We’re showing a completely dysfunctional that has had their dreams shattered. They have no real way out except to go the stupid way that they go, because they have no real control over their instincts. They live in a world where there is no distinction between right and wrong. And I have to show that, because that’s the setting. The setting is not geographical. It’s not an accurate depiction of Harry Hines Boulevard in Dallas, Texas. It’s accurate in the geography of the human soul, and what I like to refer to as “the crooked timber of humanity,” which is an Immanuel Kant phrase that I find to be a wonderful description of all of us. “Out of timber so crooked as human beings are made, nothing straight can be fashioned.” Or words to that effect. [laughs]

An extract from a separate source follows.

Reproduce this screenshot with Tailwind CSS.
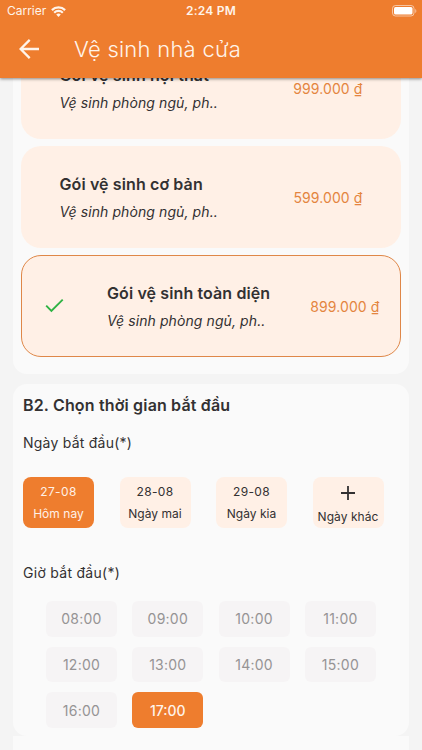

Finally, I wanted to ask you about your experience filming your 1995 erotic thriller, Jade, in San Francisco.

It was the best experience I ever had making a film. The very best. And Jade is a film that I love much more than a lot of the films I have made, even the very successful ones. I love the cast. I think it’s the best chase scene I’ve ever shot, a chase of inches through Chinatown during a Chinese New Year celebration. It’s so obvious to come to San Francisco and jump the hills; I couldn’t resist it myself. But the core of the chase scene is Chinatown, and to me it’s one of the best things I’ve ever filmed. The chase scene is the only kind of scene you can’t do anywhere else — you can’t do it on the stage, you can’t do it in a novel, you can’t do it in a painting, you can’t write a chase as visceral as what you see on film. It’s the one piece of pure cinema to me, especially when they’re well done, like in The Bourne Ultimatum, the original The Italian Job, and in Buster Keaton movies. Not so much the chase scene in Bullitt. That’s not even in my top ten. I’ve said this to [Steve] McQueen. He introduced me after a screening once as “the man who directed the second greatest chase scene of all time.” And I said, “Bullshit!” [laughs]

Killer Joe opens in San Francisco today.